Словом, взаимоотношения портились. В сенокос я принялся за работу по-хозяйски, вставал часто до восхода солнца. Как только я вставал и будил жену, Аким, который ночью почти не спал, будил свою жену, а мать будила Матрёшку, и мы вчетвером шли на работу. Семён же, пока не высыпался досыта, не вставал и приходил иногда на пожню уже перед обедом. Чтобы избежать ссор, я ничего ему не говорил.
После обеда семья отдыхала, засыпая тут же на пожне, а я не ложился. Мне не хотелось спать, хотелось работать. Но если бы я стал работать, то и они постеснялись бы спать. Поэтому я обычно уходил на окраек леса — то лыко драл[316]
, то просто присматривал, где можно расширить пожню, вырубив кусты.Как-то на Шиловских[317]

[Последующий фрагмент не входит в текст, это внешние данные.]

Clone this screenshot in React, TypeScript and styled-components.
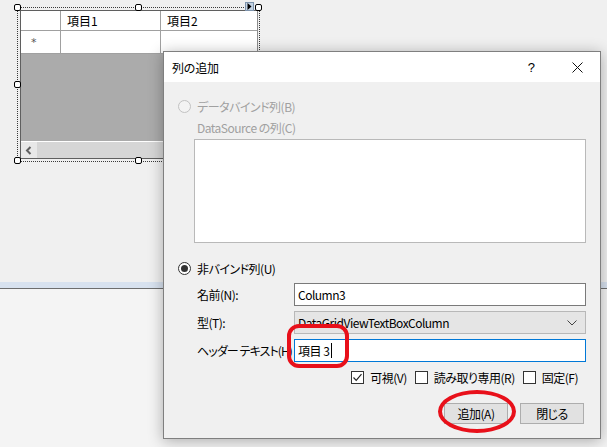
import React from 'react';
import styled, { createGlobalStyle } from 'styled-components';

const GlobalStyle = createGlobalStyle`
  html, body {
    margin: 0;
    padding: 0;
    background: #f3f3f3;
  }
  body {
    font-family: "Noto Sans CJK JP", "Noto Sans", sans-serif;
    font-size: 12px;
    color: #000;
    font-feature-settings: "palt";
  }
`;

const Page = styled.div`
  position: relative;
  width: 607px;
  height: 447px;
  overflow: hidden;
  display: flex;
  flex-direction: column;
  background: #f4f4f4;
`;

/* ---------- designer surface ---------- */

const DesignSurface = styled.div`
  height: 282px;
  box-sizing: border-box;
  padding: 7px 0 0 17px;
  background: #f0f0f0;
`;

const Splitter = styled.div`
  height: 6px;
  background: #d8e2ef;
  border-bottom: 1px solid #6e6e6e;
`;

const Tray = styled.div`
  flex: 1;
  background: #f4f4f4;
`;

const SelectionFrame = styled.div`
  position: relative;
  width: 243px;
  height: 155px;
  box-sizing: border-box;
  border: 1px dotted #3a3a3a;
  padding: 2px 0 1px 2px;
`;

const Handle = styled.div<{ $x: number; $y: number }>`
  position: absolute;
  left: calc(${(p) => p.$x}% - 4px);
  top: calc(${(p) => p.$y}% - 4px);
  width: 7px;
  height: 7px;
  box-sizing: border-box;
  background: #fff;
  border: 1px solid #000;
  border-radius: 2px;
`;

const SmartTag = styled.div`
  position: absolute;
  top: -6px;
  right: 5px;
  width: 9px;
  height: 9px;
  box-sizing: border-box;
  background: #c4d3e3;
  border: 1px solid #7d93ac;
  display: flex;
  align-items: center;
  justify-content: center;
`;

const Grid = styled.div`
  width: 238px;
  height: 149px;
  box-sizing: border-box;
  border: 1px solid #5f5f5f;
  border-right-color: #8a8a8a;
  background: #ababab;
  display: flex;
  flex-direction: column;
`;

const GridRow = styled.div<{ $height: number }>`
  display: grid;
  grid-template-columns: 40px 100px 1fr;
  height: ${(p) => p.$height}px;
  background: #fff;
  border-bottom: 1px solid #a0a0a0;
`;

const GridCell = styled.div`
  border-right: 1px solid #a0a0a0;
  padding-left: 6px;
  display: flex;
  align-items: center;
  font-size: 12px;
  white-space: nowrap;
  &:last-child {
    border-right: none;
  }
`;

const RowMarker = styled(GridCell)`
  padding-left: 10px;
  color: #555;
  font-size: 11px;
  font-family: "DejaVu Sans", sans-serif;
`;

const GridFill = styled.div`
  flex: 1;
  background: #ababab;
`;

const HScroll = styled.div`
  height: 16px;
  border-top: 1px solid #fff;
  display: flex;
  background: #d6d6d6;
`;

const ScrollArrow = styled.div`
  width: 16px;
  background: #e8e8e8;
  display: flex;
  align-items: center;
  justify-content: center;
`;

/* ---------- dialog ---------- */

const Dialog = styled.div`
  position: absolute;
  left: 163px;
  top: 51px;
  width: 438px;
  height: 388px;
  box-sizing: border-box;
  border: 1px solid #7f7f7f;
  background: #f0f0f0;
  box-shadow: 0 2px 14px rgba(0, 0, 0, 0.3);
  display: flex;
  flex-direction: column;
  letter-spacing: -0.5px;
`;

const TitleBar = styled.div`
  height: 30px;
  background: #fff;
  display: flex;
  align-items: center;
  padding-left: 8px;
`;

const Title = styled.div`
  flex: 1;
  font-size: 12px;
  letter-spacing: -0.2px;
`;

const CaptionButton = styled.div`
  width: 46px;
  height: 30px;
  display: flex;
  align-items: center;
  justify-content: center;
  font-family: "Liberation Sans", sans-serif;
  font-size: 13px;
`;

const Body = styled.div`
  flex: 1;
  padding: 16px 14px 0 14px;
  display: flex;
  flex-direction: column;
`;

const RadioRow = styled.div<{ $disabled?: boolean; $top: number }>`
  display: flex;
  align-items: center;
  gap: 6px;
  height: 16px;
  margin-top: ${(p) => p.$top}px;
  color: ${(p) => (p.$disabled ? '#a0a0a0' : '#000')};
`;

const RadioCircle = styled.div<{ $disabled?: boolean; $checked?: boolean }>`
  width: 13px;
  height: 13px;
  box-sizing: border-box;
  border-radius: 50%;
  border: 1px solid ${(p) => (p.$disabled ? '#c2c2c2' : '#333')};
  background: ${(p) => (p.$disabled ? '#f3f3f3' : '#fff')};
  display: flex;
  align-items: center;
  justify-content: center;
  &::after {
    content: '';
    display: ${(p) => (p.$checked ? 'block' : 'none')};
    width: 7px;
    height: 7px;
    border-radius: 50%;
    background: #333;
  }
`;

const DisabledLabel = styled.div`
  margin: 6px 0 0 19px;
  height: 16px;
  line-height: 16px;
  color: #a0a0a0;
`;

const ListBox = styled.div`
  margin: 3px 0 0 16px;
  width: 392px;
  height: 104px;
  box-sizing: border-box;
  background: #fff;
  border: 1px solid #b9b9b9;
`;

const Form = styled.div`
  margin: 7px 0 0 19px;
  display: grid;
  grid-template-columns: 97px 292px;
  grid-auto-rows: 23px;
  row-gap: 5px;
`;

const FieldLabel = styled.div<{ $tight?: boolean }>`
  display: flex;
  align-items: center;
  white-space: nowrap;
  overflow: hidden;
  letter-spacing: ${(p) => (p.$tight ? '-0.9px' : 'inherit')};
`;

const TextBox = styled.div<{ $focused?: boolean }>`
  box-sizing: border-box;
  background: #fff;
  border: 1px solid ${(p) => (p.$focused ? '#0078d7' : '#7a7a7a')};
  padding-left: 3px;
  display: flex;
  align-items: center;
  white-space: nowrap;
`;

const Caret = styled.span`
  display: inline-block;
  width: 1px;
  height: 15px;
  margin-left: 2px;
  background: #000;
`;

const ComboBox = styled.div`
  box-sizing: border-box;
  background: #e5e5e5;
  border: 1px solid #b8b8b8;
  padding: 0 8px 0 3px;
  display: flex;
  align-items: center;
  justify-content: space-between;
  white-space: nowrap;
`;

const CheckRow = styled.div`
  margin: 8px 8px 0 0;
  height: 14px;
  display: flex;
  justify-content: flex-end;
  align-items: center;
  gap: 8px;
`;

const CheckItem = styled.label`
  display: flex;
  align-items: center;
  gap: 6px;
`;

const CheckBox = styled.div`
  width: 13px;
  height: 13px;
  box-sizing: border-box;
  border: 1px solid #333;
  background: #fff;
  display: flex;
  align-items: center;
  justify-content: center;
`;

const ButtonRow = styled.div`
  margin: 19px 2px 0 0;
  display: flex;
  justify-content: flex-end;
  gap: 12px;
`;

const Button = styled.div`
  width: 64px;
  height: 21px;
  box-sizing: border-box;
  background: #e1e1e1;
  border: 1px solid #adadad;
  display: flex;
  align-items: center;
  justify-content: center;
`;

/* ---------- red annotations ---------- */

const RedBox = styled.div`
  position: absolute;
  left: 287px;
  top: 324px;
  width: 62px;
  height: 44px;
  box-sizing: border-box;
  border: 4px solid #e8101a;
  border-radius: 12px;
`;

const RedEllipse = styled.div`
  position: absolute;
  left: 438px;
  top: 390px;
  width: 78px;
  height: 43px;
  box-sizing: border-box;
  border: 4px solid #e8101a;
  border-radius: 50%;
`;

const Check = () => (
  <svg width="11" height="11" viewBox="0 0 11 11">
    <polyline points="1.5,5.5 4.2,8.3 9.5,2.2" fill="none" stroke="#222" strokeWidth="1.2" />
  </svg>
);

const handles: [number, number][] = [
  [0, 0],
  [50, 0],
  [100, 0],
  [0, 50],
  [0, 100],
  [50, 100],
  [100, 100],
];

export default function App() {
  return (
    <>
      <GlobalStyle />
      <Page>
        <DesignSurface>
          <SelectionFrame>
            <Grid>
              <GridRow $height={19}>
                <GridCell />
                <GridCell>項目1</GridCell>
                <GridCell>項目2</GridCell>
              </GridRow>
              <GridRow $height={22}>
                <RowMarker>*</RowMarker>
                <GridCell />
                <GridCell />
              </GridRow>
              <GridFill />
              <HScroll>
                <ScrollArrow>
                  <svg width="8" height="9" viewBox="0 0 8 9">
                    <polyline points="5.5,1 2,4.5 5.5,8" fill="none" stroke="#606060" strokeWidth="2" />
                  </svg>
                </ScrollArrow>
              </HScroll>
            </Grid>
            {handles.map(([x, y]) => (
              <Handle key={`${x}-${y}`} $x={x} $y={y} />
            ))}
            <SmartTag>
              <svg width="5" height="7" viewBox="0 0 5 7">
                <polygon points="0.5,0 4.5,3.5 0.5,7" fill="#000" />
              </svg>
            </SmartTag>
          </SelectionFrame>
        </DesignSurface>
        <Splitter />
        <Tray />

        <Dialog>
          <TitleBar>
            <Title>列の追加</Title>
            <CaptionButton>?</CaptionButton>
            <CaptionButton>
              <svg width="11" height="11" viewBox="0 0 11 11">
                <path d="M0.5 0.5 L10.5 10.5 M10.5 0.5 L0.5 10.5" stroke="#111" strokeWidth="1" />
              </svg>
            </CaptionButton>
          </TitleBar>
          <Body>
            <RadioRow $disabled $top={0}>
              <RadioCircle $disabled />
              データバインド列(B)
            </RadioRow>
            <DisabledLabel>DataSource の列(C)</DisabledLabel>
            <ListBox />
            <RadioRow $top={17}>
              <RadioCircle $checked />
              非バインド列(U)
            </RadioRow>
            <Form>
              <FieldLabel>名前(N):</FieldLabel>
              <TextBox>Column3</TextBox>
              <FieldLabel>型(T):</FieldLabel>
              <ComboBox>
                DataGridViewTextBoxColumn
                <svg width="10" height="6" viewBox="0 0 10 6">
                  <polyline points="0.5,0.5 5,5 9.5,0.5" fill="none" stroke="#444" strokeWidth="1" />
                </svg>
              </ComboBox>
              <FieldLabel $tight>ヘッダー テキスト(H)</FieldLabel>
              <TextBox $focused>
                項目 3
                <Caret />
              </TextBox>
            </Form>
            <CheckRow>
              <CheckItem>
                <CheckBox>
                  <Check />
                </CheckBox>
                可視(V)
              </CheckItem>
              <CheckItem>
                <CheckBox />
                読み取り専用(R)
              </CheckItem>
              <CheckItem>
                <CheckBox />
                固定(F)
              </CheckItem>
            </CheckRow>
            <ButtonRow>
              <Button>追加(A)</Button>
              <Button>閉じる</Button>
            </ButtonRow>
          </Body>
        </Dialog>

        <RedBox />
        <RedEllipse />
      </Page>
    </>
  );
}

, на новой пожне, улеглись так мои работницы поспать после обеда в тени стоявшей посреди пожни сосны. Я возвращаюсь по обыкновению из леса и вижу, как они на животах переползают в тень, которая, пока они спали, ушла: они, очевидно, думали, что при таком способе передвижения я этого не замечу. Я тихо повернул обратно и еще побродил по лесу, а потом, когда вернулся, сказал им: «Эй, бабы, скоро ведь опять надо переползать!» Они уже не спали, только притворялись спящими: жара не располагала к работе. Поняв из моих слов, что я видел их проделку, они захохотали и стали рассказывать в подробностях, как они гнались за тенью.